The $100 million a year spent by the United Nations on all its activities are roughly one five-hundredth of the American arms budget. It is the equivalent of a few minutes’ expenditure on war preparations throughout the world. It is a measure of the United Nation’s impotence as a peace-keeping force. This poverty is one aspect of the organisation’s inability to override the ‘national interests’ of its major member states. ‘If it is given any authority,’ commented The Times early this February, ‘it will reasonably expect to provide political and financial control over the troops acting in its name. The implications of this made Britain and America reject such a United Nations umbrella at the outset.’ This was early during the Cyprus dispute. But it was not the first or most outstanding example of the UN’s ‘by your leave’ posture. Older readers might remember South Africa swallowing up South West Africa in the teeth of UN resolutions and recommendations early in the fifties; or France’s boycott of the General Assembly after an Afro-Asian-sponsored resolution on Algeria in 1955 and again in 1957; or the invasion of Egypt by Britain, France and Israel in 1956 after she had accepted the Security Council’s ‘six requirements’ for a settlement of the Suez Canal dispute; or the parallel denial to UN observers of entry into Hungary during and after the Russian invasion. Lebanon, Jordan, Yemen, Cuba, Viet-Nam – the geography of aggression in more recent years shows little evidence of the UN having deflected any major ruling class from pursuing its ‘national’ interests.

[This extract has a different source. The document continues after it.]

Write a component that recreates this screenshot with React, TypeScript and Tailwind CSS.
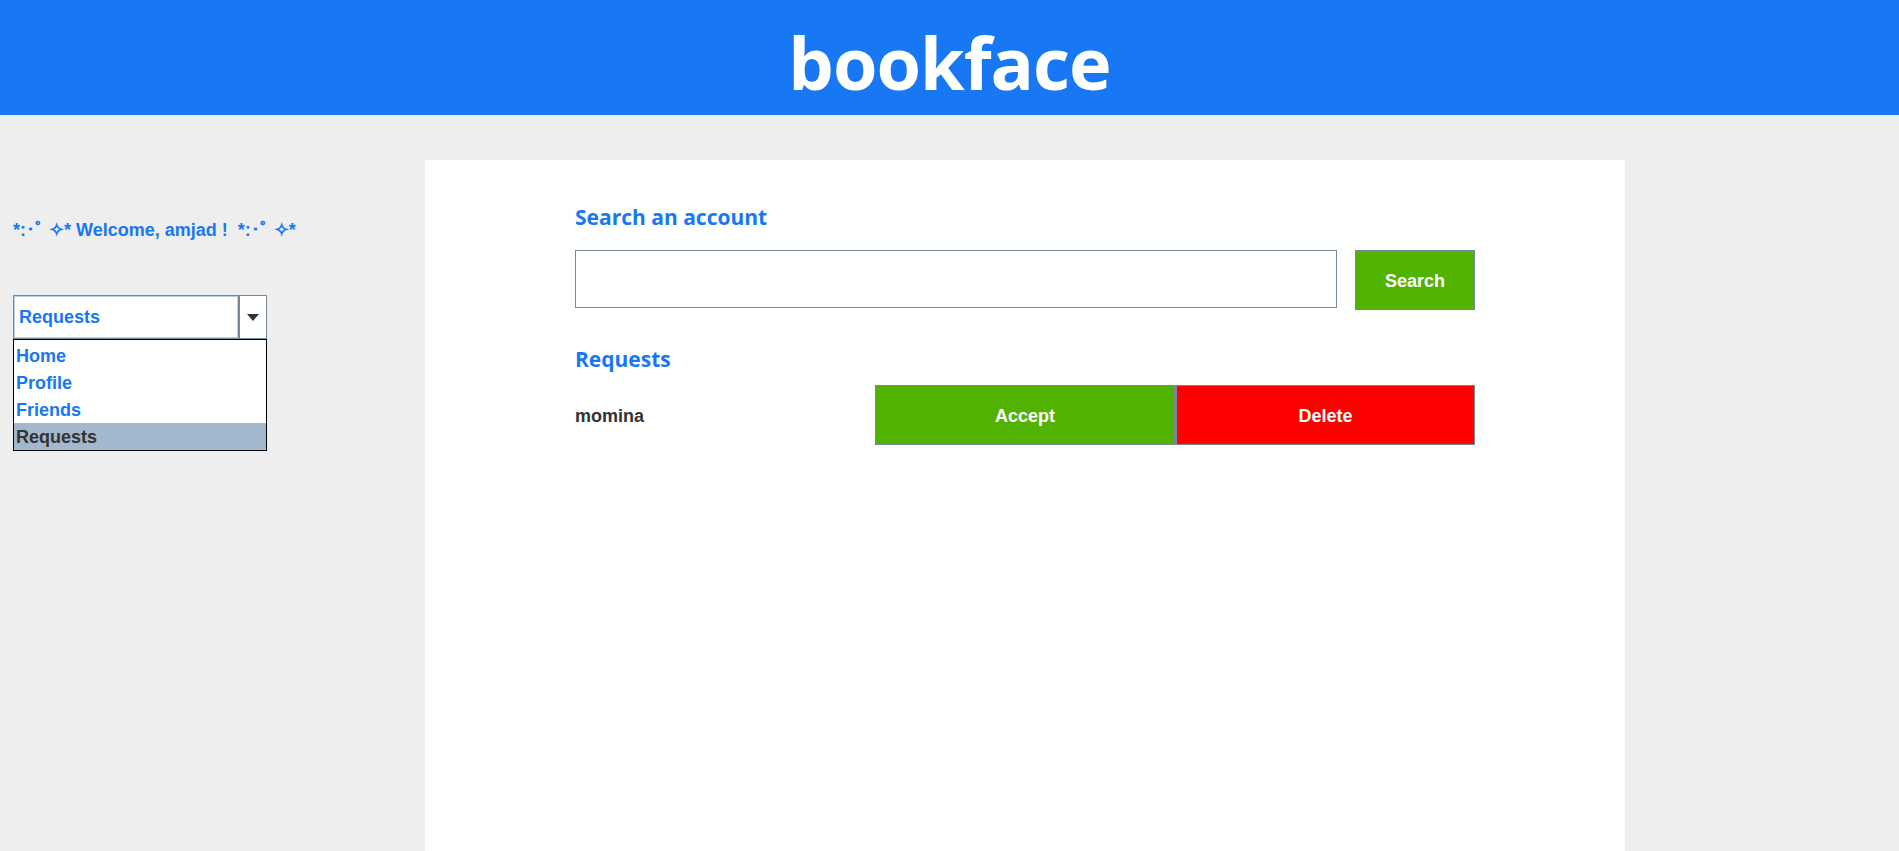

True, there are contrary instances. Weak ruling classes and cliques have been shored up when their collapse threatened the intricate system of mutual checks and balances created by the Great Powers. Congo was one occasion – the UN presence muffled the effect of that wretched country’s political collapse and economic disaggregation. Cyprus, now, is another, with the Great Powers agreeing to contain and police a Small Power conflict that might otherwise strain their own precarious accords.

The major contours of international relations remain however. The manic competition in arms goes on; international wealth, power and influence flout the voting pattern at the General Assembly more and more openly as more of the world’s slums gain representation; the rich countries grow richer, the poor poorer and the United Nations, too poor itself to bridge the gap between them, busily perfects the tools for measuring it. And so it will be so long as ruling classes the world over measure their weight and power by the size of the national productive structures they command, so long, that is, as ruling classes exist.

To pretend otherwise, that the United Nations are a power in its own right, or might become one – as the Left in this country do, from Transport House to Tribune, Canon Collins to Peace News – is to confuse piety with politics. It is to confuse the Great Powers’ thieves’ kitchen in New York with their soup kitchen annexe; and to suppose that internationalism is measured by the size of the queue.